Bullock also noted the negative impact cyber bullying has on today's young people, particularly if they are female.

"Little girls are having the hardest time with bullying and the internet—somebody with a very large hand and big voice needs to put a stop to it," she said.

Bullock said the good news is that many women in Hollywood commiserate over the field's unfair treatment of aging women.

"The women have bonded together and have sort of become this tribe of trying to take care of each other and be there for each other in a way, because the minute you step out it's an onslaught," she said. "And I laughed when [People magazine] said they're gonna be generous and bestow me this wonderful privilege, but I said if I can talk about the amazing women who I find beautiful, which are these women who rise above and take care of business and do wonderful things, and take care of each other, then I'm more than honored to be on the cover of this."
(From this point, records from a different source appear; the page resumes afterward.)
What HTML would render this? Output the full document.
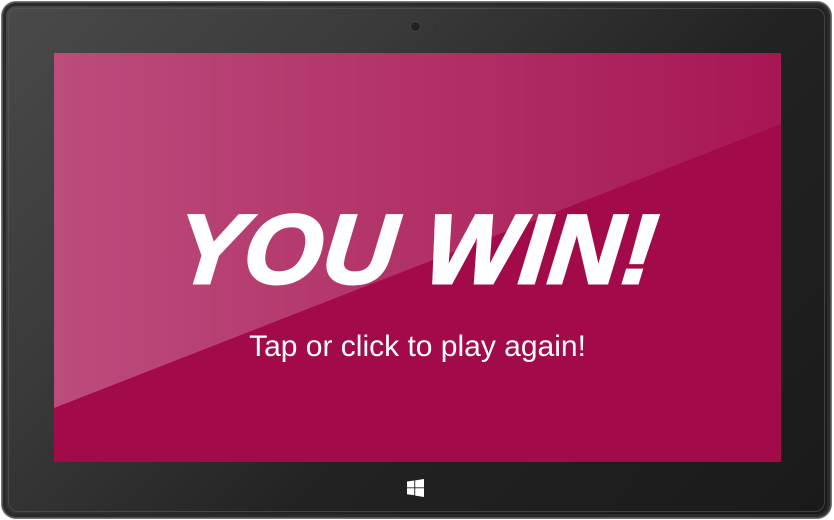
<!DOCTYPE html>
<html><head><style>
html,body{margin:0;padding:0;width:834px;height:520px;background:#fff;overflow:hidden}
.tab{position:absolute;left:2px;top:2px;width:829px;height:516px;border-radius:14px;background:linear-gradient(135deg,#4a4a4a 0%,#3a3a3a 30%,#222 60%,#1a1a1a 100%);box-shadow:inset 0 0 0 1px #555,inset 0 0 0 4px #2a2a2a,0 0 0 1px #777}
.inner{position:absolute;left:6px;top:6px;right:6px;bottom:6px;border-radius:10px;border:1px solid #5a5a5a;opacity:.6}
.screen{position:absolute;left:54px;top:53px;width:727px;height:409px;background:#a30a4a;overflow:hidden}
.glare{position:absolute;left:0;top:0;width:727px;height:409px;background:linear-gradient(90deg,rgba(255,255,255,.27),rgba(255,255,255,.05));clip-path:polygon(0 0,727px 0,727px 71px,0 355px)}
.win{position:absolute;left:0;width:727px;top:147px;text-align:center;color:#fff;font-family:"Liberation Sans",sans-serif;font-style:italic;font-weight:bold;font-size:98px;line-height:1;letter-spacing:1px;-webkit-text-stroke:3px #fff}
.win span{display:inline-block;transform:skewX(-6deg) scaleX(1.02)}
.sub{position:absolute;left:0;width:727px;top:276px;text-align:center;color:#fff;font:30px/1.2 "Liberation Sans",sans-serif}
.cam{position:absolute;left:411px;top:22px;width:9px;height:9px;border-radius:50%;background:#222;box-shadow:0 0 0 1px #444}
.cam2{position:absolute;left:434px;top:25px;width:4px;height:4px;border-radius:50%;background:#333}
.logo{position:absolute;left:407px;top:479px}
</style></head><body>
<div class="tab"><div class="inner"></div></div>
<div class="cam"></div><div class="cam2"></div>
<div class="screen"><div class="glare"></div>
<div class="win"><span>YOU WIN!</span></div>
<div class="sub">Tap or click to play again!</div></div>
<svg class="logo" width="18" height="18" viewBox="0 0 18 18"><path fill="#fff" d="M0 2.5L7.3 1.5V8.4H0ZM8.2 1.4L17 0V8.4H8.2ZM0 9.3H7.3V16.3L0 15.3ZM8.2 9.3H17V18L8.2 16.6Z"/></svg>
</body></html>
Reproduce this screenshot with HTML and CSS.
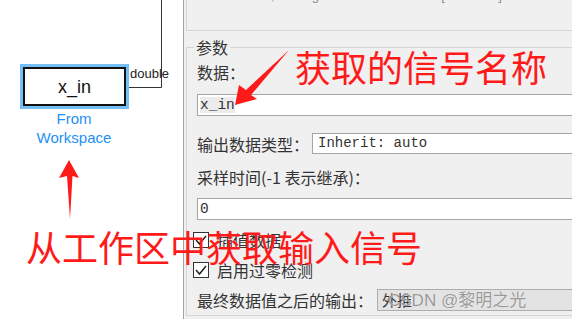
FILE: index.html
```html
<!DOCTYPE html>
<html lang="zh-CN">
<head>
  <meta charset="UTF-8">
  <title>From Workspace 参数</title>
  <link rel="stylesheet" href="styles.css">
</head>
<body>
  <div class="window">
    <div class="canvas">
      <svg class="wire" width="183" height="319">
        <polyline points="126,87.5 161.5,87.5 161.5,0" fill="none" stroke="#333" stroke-width="1"/>
      </svg>
      <div class="block">x_in</div>
      <span class="port-type">double</span>
      <div class="block-name">From<br>Workspace</div>
    </div>

    <div class="panel">
      <div class="desc-group">
        <p class="desc">For structure, use signals.values and time [time data]</p>
      </div>

      <fieldset class="params">
        <legend>参数</legend>
        <div class="label label-data">数据：</div>
        <div class="field field-data"><span class="sel">x_in</span></div>

        <div class="row row-type">
          <span class="label lbl-type">输出数据类型：</span>
          <div class="select">Inherit: auto</div>
        </div>

        <div class="label label-time">采样时间(-1 表示继承)：</div>
        <div class="field field-time">0</div>

        <label class="check">
          <span class="box"><svg width="14" height="14"><polyline points="2,7 5.5,11 12,3" fill="none" stroke="#222" stroke-width="1.5"/></svg></span>
          插值数据
        </label>
        <label class="check">
          <span class="box"><svg width="14" height="14"><polyline points="2,7 5.5,11 12,3" fill="none" stroke="#222" stroke-width="1.5"/></svg></span>
          启用过零检测
        </label>

        <div class="row row-final">
          <span class="label lbl-final">最终数据值之后的输出：</span>
          <div class="select select-grey">外推</div>
        </div>
      </fieldset>
    </div>
  </div>

  <!-- red annotations drawn over the screenshot -->
  <svg class="annot" width="572" height="319">
    <polygon points="69,160 79,178 72.5,176 70,219 67,176 59,178" fill="#ff1a1a"/>
    <polygon points="235,105 239,85 246,90 289,50 251,95 257,99" fill="#ff1a1a"/>
  </svg>
  <div class="note note-top">获取的信号名称</div>
  <div class="note note-bottom">从工作区中获取输入信号</div>
  <div class="watermark">CSDN @黎明之光</div>
</body>
</html>
```

FILE: styles.css
```css
body {
  margin: 0;
  width: 572px;
  height: 319px;
  overflow: hidden;
  position: relative;
  font-family: "Noto Sans CJK SC", sans-serif;
}

.window {
  display: flex;
  height: 319px;
}

/* model canvas */
.canvas {
  width: 183px;
  flex: none;
  background-color: #fff;
  border-right: 1px solid #a3a3a3;
  position: relative;
  font-family: "Liberation Sans", Arial, sans-serif;
}

.wire {
  position: absolute;
  top: 0;
  left: 0;
}

.block {
  position: absolute;
  left: 23px;
  top: 67px;
  width: 99px;
  height: 35px;
  border: 2px solid #111;
  background-color: #fff;
  box-shadow: 0 0 0 3px #74bff5;
  font-size: 18px;
  line-height: 36px;
  text-align: center;
  color: #111;
}

.port-type {
  position: absolute;
  left: 130px;
  top: 66px;
  font-size: 13px;
  line-height: 16px;
  color: #222;
}

.block-name {
  position: absolute;
  left: 14px;
  top: 109px;
  width: 120px;
  font-size: 15px;
  line-height: 19px;
  text-align: center;
  color: #1e90f5;
}

/* block parameters panel */
.panel {
  flex: 1;
  background-color: #f0f0f0;
  padding-left: 2px;
  overflow: hidden;
  color: #333;
}

.desc-group {
  margin-top: -20px;
  height: 49px;
  width: 420px;
  border: 1px solid #d5d5d5;
  border-right: none;
}

.desc {
  margin: 7px 0 0 10px;
  font-family: "Liberation Sans", Arial, sans-serif;
  font-size: 13px;
  line-height: 16px;
  color: #8a8a8a;
}

.params {
  margin: 6px 0 0 0;
  padding: 0 0 4px 10px;
  width: 420px;
  min-width: 0;
  border: 1px solid #d5d5d5;
  border-right: none;
}

.params legend {
  padding: 0 2px;
  margin-left: -3px;
  font-size: 16px;
  line-height: 20px;
}

.label {
  font-size: 16px;
  line-height: 20px;
  white-space: nowrap;
}

.label-data {
  margin-top: 5px;
}

.label-time {
  margin-top: 13px;
}

.field {
  height: 20px;
  border: 1px solid #a5a5a5;
  background-color: #fff;
  padding-left: 2px;
  font-family: "Liberation Mono", monospace;
  font-size: 14.5px;
  line-height: 20px;
  color: #333;
}

.field-data {
  margin-top: 12px;
}

.field-time {
  margin-top: 11px;
}

.sel {
  background-color: #ececec;
}

.row {
  display: flex;
  align-items: center;
}

.row-type {
  margin-top: 17px;
}

.row-final {
  margin-top: 9px;
}

.lbl-type {
  width: 115px;
  flex: none;
}

.lbl-final {
  width: 180px;
  flex: none;
}

.select {
  flex: 1;
  height: 19px;
  border: 1px solid #a5a5a5;
  background-color: #fff;
  padding-left: 5px;
  font-family: "Liberation Mono", monospace;
  font-size: 14px;
  line-height: 19px;
}

.select-grey {
  height: 20px;
  line-height: 20px;
  background-color: #e3e3e3;
  border-color: #adadad;
  font-family: "Noto Sans CJK SC", sans-serif;
  font-size: 15px;
  padding-left: 4px;
}

.check {
  display: flex;
  align-items: center;
  height: 20px;
  margin-top: 10px;
  font-size: 16px;
}

.box {
  width: 14px;
  height: 14px;
  margin-left: -4px;
  margin-right: 8px;
  border: 1px solid #333;
  background-color: #fff;
}

.box svg {
  display: block;
}

/* annotations */
.annot {
  position: absolute;
  top: 0;
  left: 0;
  pointer-events: none;
}

.note {
  position: absolute;
  font-size: 36px;
  line-height: 36px;
  color: #ff1a1a;
  white-space: nowrap;
}

.note-top {
  left: 295px;
  top: 48px;
}

.note-bottom {
  left: 26px;
  top: 228px;
}

.watermark {
  position: absolute;
  left: 388px;
  top: 290px;
  font-family: "Liberation Sans", "Noto Sans CJK SC", sans-serif;
  font-size: 17px;
  line-height: 22px;
  color: #999;
  text-shadow: 0 0 1px #fff;
  white-space: nowrap;
}
```
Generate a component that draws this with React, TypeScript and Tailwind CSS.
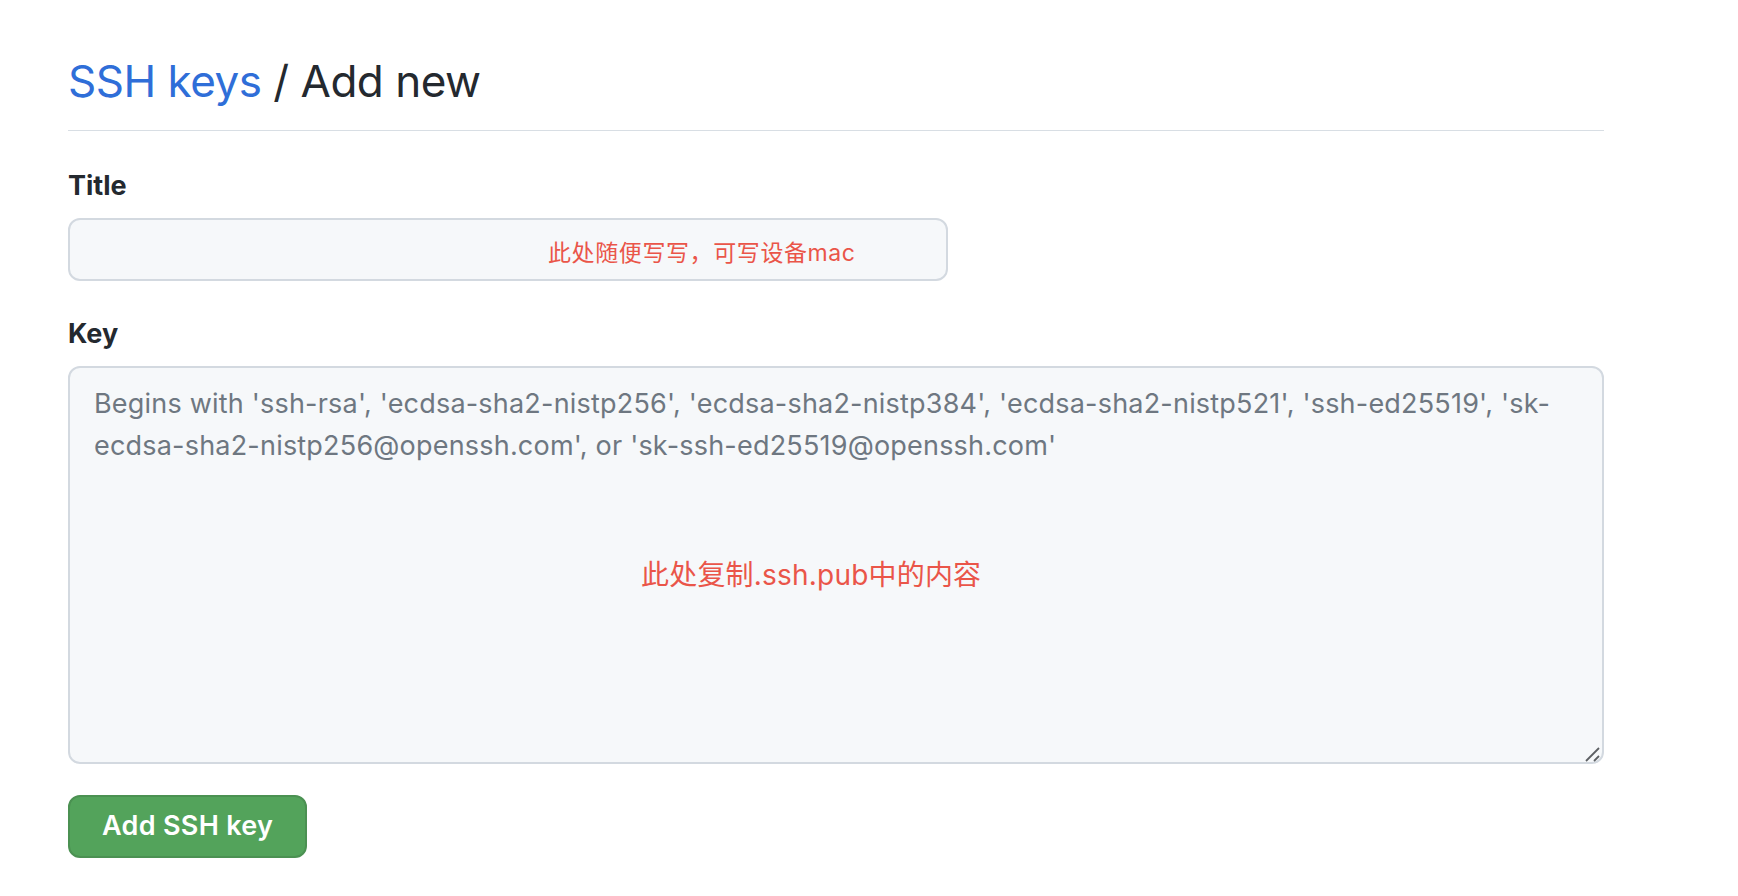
import React from "react";

export default function App() {
  const placeholder =
    "Begins with 'ssh-rsa', 'ecdsa-sha2-nistp256', 'ecdsa-sha2-nistp384', 'ecdsa-sha2-nistp521', 'ssh-ed25519', 'sk-\necdsa-sha2-nistp256@openssh.com', or 'sk-ssh-ed25519@openssh.com'";
  return (
    <div
      className="min-h-screen bg-white text-[#24292f]"
      style={{ fontFamily: '"Inter", "Noto Sans CJK SC", sans-serif' }}
    >
      <div className="w-[1604px] pl-[68px] pt-[53px]">
        <h1 className="border-b border-[#d8dee4] pb-[21px] text-[44px] font-normal leading-[56px] tracking-[-0.5px]">
          <a href="#" className="text-[#2f6ed8]">
            SSH keys
          </a>{" "}
          / Add new
        </h1>

        <form className="mt-[37px]" onSubmit={(e) => e.preventDefault()}>
          <label htmlFor="title" className="block text-[27px] font-bold leading-[36px]">
            Title
          </label>
          <div className="relative mt-[14px] w-[880px]">
            <input
              id="title"
              type="text"
              className="block h-[63px] w-full rounded-[12px] border-2 border-[#d3d9e0] bg-[#f6f8fa] px-[24px] text-[27px] outline-none"
            />
            <span className="pointer-events-none absolute left-[480px] top-[20px] text-[23px] leading-[30px] tracking-[0.6px] text-[#ea5549]">
              此处随便写写，可写设备mac
            </span>
          </div>

          <label htmlFor="key" className="mt-[35px] block text-[27px] font-bold leading-[36px]">
            Key
          </label>
          <div className="relative mt-[14px] w-[1536px]">
            <textarea
              id="key"
              placeholder={placeholder}
              className="block h-[398px] w-full resize-none rounded-[12px] border-2 border-[#d3d9e0] bg-[#f6f8fa] px-[24px] pt-[15px] text-[27px] leading-[42px] tracking-[0.2px] text-[#24292f] outline-none placeholder:text-[#6e7781]"
            />
            <span className="pointer-events-none absolute left-[573px] top-[191px] text-[28px] leading-[36px] tracking-[0.2px] text-[#ea5549]">
              此处复制.ssh.pub中的内容
            </span>
            <svg
              className="pointer-events-none absolute bottom-[2px] right-[4px]"
              width="16"
              height="16"
              viewBox="0 0 16 16"
            >
              <line x1="2" y1="15" x2="15" y2="2" stroke="#5c5f63" strokeWidth="1.8" />
              <line x1="10" y1="15" x2="15" y2="10" stroke="#5c5f63" strokeWidth="1.8" />
            </svg>
          </div>

          <button
            type="submit"
            className="mt-[31px] h-[63px] rounded-[12px] border-2 border-[#4b9152] bg-[#53a35b] px-[32px] text-[27px] font-semibold tracking-[0.3px] text-white"
          >
            Add SSH key
          </button>
        </form>
      </div>
    </div>
  );
}
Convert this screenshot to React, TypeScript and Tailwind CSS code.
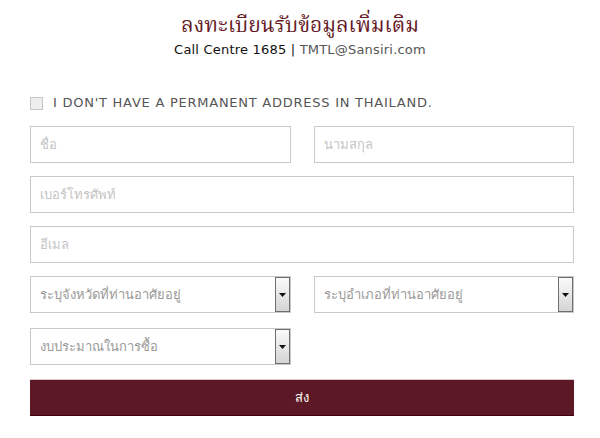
import React from "react";

const inputCls =
  "h-[37px] w-full border border-[#c8c8c8] bg-white px-[9px] text-[13px] text-[#333] placeholder:text-[#c4c4c4] outline-none font-['Tahoma','DejaVu_Sans',sans-serif]";

function SelectBox({ label }: { label: string }) {
  return (
    <div className="flex h-[37px] w-full items-center border border-[#c8c8c8] bg-white">
      <span className="flex-1 px-[9px] text-[13px] text-[#9a9a9a] font-['Tahoma','DejaVu_Sans',sans-serif]">
        {label}
      </span>
      <span className="flex h-full w-[15px] items-center justify-center border border-[#6e6e6e] bg-gradient-to-b from-[#fbfbfb] to-[#d4d4d4]">
        <svg width="7" height="4" viewBox="0 0 7 4">
          <path d="M0 0h7L3.5 4z" fill="#111" />
        </svg>
      </span>
    </div>
  );
}

export default function App() {
  return (
    <div className="h-[438px] w-[600px] bg-white font-['DejaVu_Sans',sans-serif]">
      {/* ヘッダー */}
      <header className="pt-[13px] text-center">
        <h1 className="text-[21px] leading-[28px] text-[#651a26] font-['Norasi','Noto_Serif_Thai','Liberation_Serif',serif]">
          ลงทะเบียนรับข้อมูลเพิ่มเติม
        </h1>
        <p className="mt-[1px] text-[13px] leading-[16px] tracking-[0.2px] text-[#111]">
          Call Centre 1685 | <span className="text-[#555]">TMTL@Sansiri.com</span>
        </p>
      </header>

      <div className="pl-[30px] pr-[26px]">
        {/* チェックボックス */}
        <label className="mt-[38px] flex items-center gap-[10px]">
          <span className="h-[13px] w-[13px] border border-[#c6c6c6] bg-[#eeeeee]" />
          <span className="text-[13px] leading-[14px] tracking-[0.75px] text-[#555]">
            I DON'T HAVE A PERMANENT ADDRESS IN THAILAND.
          </span>
        </label>

        <div className="mt-[16px] grid grid-cols-2 gap-x-[23px]">
          <input className={inputCls} placeholder="ชื่อ" />
          <input className={inputCls} placeholder="นามสกุล" />
        </div>
        <input className={`${inputCls} mt-[13px]`} placeholder="เบอร์โทรศัพท์" />
        <input className={`${inputCls} mt-[13px]`} placeholder="อีเมล" />

        <div className="mt-[13px] grid grid-cols-2 gap-x-[23px]">
          <SelectBox label="ระบุจังหวัดที่ท่านอาศัยอยู่" />
          <SelectBox label="ระบุอำเภอที่ท่านอาศัยอยู่" />
        </div>
        <div className="mt-[15px] grid grid-cols-2 gap-x-[23px]">
          <SelectBox label="งบประมาณในการซื้อ" />
        </div>

        <button className="mt-[14px] h-[37px] w-full border-t border-t-[#d8c8cb] border-b border-b-[#3f0010] bg-[#5c1825] text-[13px] text-white font-['Tahoma','DejaVu_Sans',sans-serif]">
          ส่ง
        </button>
      </div>
    </div>
  );
}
Actress Parker Posey echoed similar feelings in a new interview with the New York Times. Though she portrayed a high school mean girl in the 90s hit "Dazed and Confused," Posey already feels like she's in her "old-lady stage" at 46. As The Times pointed out, this comes through in Woody Allen's upcoming film "Irrational Man," in which a mopey philosophy professor portrayed by Joaquin Phoenix starts seeing Posey and college student Emma Stone and seems to be more interested in the younger gal.

Allen did something similar in "Magic in the Moonlight," in which Colin Firth's character falls for Stone.

“We’re in very masculine times, and that’s affecting storytelling in general,” Posey said. “I think wit and camp have gone out of style.”

Comedy Central's Amy Schumer gets this message across in her recent "Last Fuckable Day" sketch featuring several highly successful actresses describing Hollywood's horrible treatment of older women.

Academy Award winner Meryl Streep recently launched a writing lab program for women screenwriters over 40, in a move that might just pave the way for more older female depictions on screen.

"I would say our culture is pretty youth-obsessed," she told People magazine last year. "Especially people that pass 40. When I was 40, I was offered three witch [roles]. I was not offered any female adventurers or love interests or heroes or demons," she recalls. "I was offered witches because I was 'old' at 40."